== What you should do ==
From the listing below, extract each line containing the string "this".

== Provided material ==
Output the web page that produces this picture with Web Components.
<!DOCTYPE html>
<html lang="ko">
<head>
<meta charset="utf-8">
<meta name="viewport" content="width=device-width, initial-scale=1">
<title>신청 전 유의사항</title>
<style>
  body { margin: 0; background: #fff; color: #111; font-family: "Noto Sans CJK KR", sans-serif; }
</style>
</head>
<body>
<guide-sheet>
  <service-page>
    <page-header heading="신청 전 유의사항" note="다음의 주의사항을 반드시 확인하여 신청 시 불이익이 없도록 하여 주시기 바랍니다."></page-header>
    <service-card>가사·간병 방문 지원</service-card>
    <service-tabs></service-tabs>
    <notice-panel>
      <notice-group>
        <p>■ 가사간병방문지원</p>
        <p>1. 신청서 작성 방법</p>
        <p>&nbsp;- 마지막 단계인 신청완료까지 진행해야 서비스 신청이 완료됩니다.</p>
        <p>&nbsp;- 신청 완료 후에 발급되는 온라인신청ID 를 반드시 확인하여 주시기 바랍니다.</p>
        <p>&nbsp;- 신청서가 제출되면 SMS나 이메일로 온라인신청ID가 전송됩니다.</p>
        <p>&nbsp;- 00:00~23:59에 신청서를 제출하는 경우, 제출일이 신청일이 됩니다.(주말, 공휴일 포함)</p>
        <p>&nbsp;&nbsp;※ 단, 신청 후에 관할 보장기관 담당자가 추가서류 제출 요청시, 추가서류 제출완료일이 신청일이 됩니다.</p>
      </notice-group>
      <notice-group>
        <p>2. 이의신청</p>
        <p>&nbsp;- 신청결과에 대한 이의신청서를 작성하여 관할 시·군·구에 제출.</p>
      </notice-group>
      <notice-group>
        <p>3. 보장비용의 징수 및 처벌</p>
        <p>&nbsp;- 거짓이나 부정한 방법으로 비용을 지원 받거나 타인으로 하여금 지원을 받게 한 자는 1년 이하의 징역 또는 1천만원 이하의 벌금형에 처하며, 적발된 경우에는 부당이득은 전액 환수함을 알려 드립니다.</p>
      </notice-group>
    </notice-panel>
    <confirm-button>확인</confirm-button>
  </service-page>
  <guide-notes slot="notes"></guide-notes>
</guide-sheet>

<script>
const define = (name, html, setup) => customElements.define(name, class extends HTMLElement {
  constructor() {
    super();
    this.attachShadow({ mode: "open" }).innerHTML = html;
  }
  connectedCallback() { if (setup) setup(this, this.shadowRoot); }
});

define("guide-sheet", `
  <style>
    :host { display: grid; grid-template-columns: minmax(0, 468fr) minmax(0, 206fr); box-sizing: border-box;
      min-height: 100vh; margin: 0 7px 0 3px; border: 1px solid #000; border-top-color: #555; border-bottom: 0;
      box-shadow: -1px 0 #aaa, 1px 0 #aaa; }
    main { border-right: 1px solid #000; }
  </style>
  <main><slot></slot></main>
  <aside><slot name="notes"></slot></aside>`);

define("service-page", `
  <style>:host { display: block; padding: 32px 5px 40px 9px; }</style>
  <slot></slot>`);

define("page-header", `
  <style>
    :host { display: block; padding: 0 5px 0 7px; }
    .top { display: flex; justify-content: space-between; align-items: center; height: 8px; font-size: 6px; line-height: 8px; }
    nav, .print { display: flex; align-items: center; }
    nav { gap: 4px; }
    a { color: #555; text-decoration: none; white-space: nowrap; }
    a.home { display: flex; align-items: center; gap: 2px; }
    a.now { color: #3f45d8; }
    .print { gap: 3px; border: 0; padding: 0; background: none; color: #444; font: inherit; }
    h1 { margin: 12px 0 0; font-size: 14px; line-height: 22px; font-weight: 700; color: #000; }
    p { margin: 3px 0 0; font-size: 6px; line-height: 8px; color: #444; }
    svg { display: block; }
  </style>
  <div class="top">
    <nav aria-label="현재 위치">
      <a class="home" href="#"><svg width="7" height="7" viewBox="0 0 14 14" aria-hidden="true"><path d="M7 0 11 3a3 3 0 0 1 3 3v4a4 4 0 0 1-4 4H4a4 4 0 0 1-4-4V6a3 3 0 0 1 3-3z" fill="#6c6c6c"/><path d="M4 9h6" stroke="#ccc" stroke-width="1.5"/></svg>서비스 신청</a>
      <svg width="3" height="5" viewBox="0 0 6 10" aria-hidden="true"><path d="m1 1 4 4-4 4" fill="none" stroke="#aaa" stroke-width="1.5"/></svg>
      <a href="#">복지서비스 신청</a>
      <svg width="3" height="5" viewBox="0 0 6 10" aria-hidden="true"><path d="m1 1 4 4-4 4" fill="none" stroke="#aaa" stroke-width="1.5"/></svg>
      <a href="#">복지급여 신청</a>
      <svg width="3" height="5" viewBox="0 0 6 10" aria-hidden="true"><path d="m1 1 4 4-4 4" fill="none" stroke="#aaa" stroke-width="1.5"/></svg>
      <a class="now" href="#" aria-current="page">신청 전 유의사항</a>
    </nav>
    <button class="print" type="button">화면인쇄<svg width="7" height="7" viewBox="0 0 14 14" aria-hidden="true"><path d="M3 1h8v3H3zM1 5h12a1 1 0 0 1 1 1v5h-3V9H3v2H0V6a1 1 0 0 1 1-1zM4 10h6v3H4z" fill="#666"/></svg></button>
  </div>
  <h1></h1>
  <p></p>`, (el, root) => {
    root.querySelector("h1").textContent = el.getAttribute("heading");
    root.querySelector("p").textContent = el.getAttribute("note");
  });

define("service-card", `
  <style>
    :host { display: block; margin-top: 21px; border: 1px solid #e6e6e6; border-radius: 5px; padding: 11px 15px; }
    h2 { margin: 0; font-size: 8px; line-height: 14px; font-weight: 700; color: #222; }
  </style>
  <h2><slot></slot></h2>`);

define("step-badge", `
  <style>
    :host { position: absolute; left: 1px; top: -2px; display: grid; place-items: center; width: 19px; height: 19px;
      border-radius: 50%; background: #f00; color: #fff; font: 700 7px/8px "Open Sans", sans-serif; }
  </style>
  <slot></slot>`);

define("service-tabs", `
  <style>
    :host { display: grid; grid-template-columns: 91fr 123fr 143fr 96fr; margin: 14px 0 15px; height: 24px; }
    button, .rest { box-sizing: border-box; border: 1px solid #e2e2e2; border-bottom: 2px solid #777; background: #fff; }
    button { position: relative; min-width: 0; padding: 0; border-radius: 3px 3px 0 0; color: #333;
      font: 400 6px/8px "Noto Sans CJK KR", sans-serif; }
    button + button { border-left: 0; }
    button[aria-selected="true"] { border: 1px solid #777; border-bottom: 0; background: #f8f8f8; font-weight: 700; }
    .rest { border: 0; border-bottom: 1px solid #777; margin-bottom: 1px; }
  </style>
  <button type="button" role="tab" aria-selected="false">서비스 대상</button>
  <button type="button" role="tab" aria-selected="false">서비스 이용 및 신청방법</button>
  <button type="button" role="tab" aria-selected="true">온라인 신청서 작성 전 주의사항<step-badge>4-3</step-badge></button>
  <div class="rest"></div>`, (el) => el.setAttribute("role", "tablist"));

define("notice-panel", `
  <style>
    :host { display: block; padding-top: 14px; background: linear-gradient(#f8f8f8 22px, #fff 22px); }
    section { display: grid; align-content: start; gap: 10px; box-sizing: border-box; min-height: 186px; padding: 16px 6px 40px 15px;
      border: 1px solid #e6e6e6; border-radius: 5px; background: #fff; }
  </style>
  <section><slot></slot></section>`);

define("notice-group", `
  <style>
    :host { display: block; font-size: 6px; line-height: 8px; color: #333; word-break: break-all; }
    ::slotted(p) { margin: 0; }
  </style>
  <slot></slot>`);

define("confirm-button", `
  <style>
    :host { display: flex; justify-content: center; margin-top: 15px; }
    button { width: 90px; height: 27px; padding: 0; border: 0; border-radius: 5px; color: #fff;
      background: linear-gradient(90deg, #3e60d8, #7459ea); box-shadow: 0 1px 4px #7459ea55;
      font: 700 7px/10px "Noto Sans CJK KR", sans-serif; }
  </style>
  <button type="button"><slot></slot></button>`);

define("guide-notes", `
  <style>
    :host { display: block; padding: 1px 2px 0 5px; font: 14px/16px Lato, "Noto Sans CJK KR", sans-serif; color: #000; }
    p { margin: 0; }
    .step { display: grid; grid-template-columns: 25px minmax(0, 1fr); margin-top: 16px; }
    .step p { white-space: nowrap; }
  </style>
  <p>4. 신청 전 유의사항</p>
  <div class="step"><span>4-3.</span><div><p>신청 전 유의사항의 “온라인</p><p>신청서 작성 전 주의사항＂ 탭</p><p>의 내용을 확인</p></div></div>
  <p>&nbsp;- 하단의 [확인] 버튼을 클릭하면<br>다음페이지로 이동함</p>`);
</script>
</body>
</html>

== Task answer ==
Output the web page that produces this picture with Web Components.
    this.attachShadow({ mode: "open" }).innerHTML = html;
  connectedCallback() { if (setup) setup(this, this.shadowRoot); }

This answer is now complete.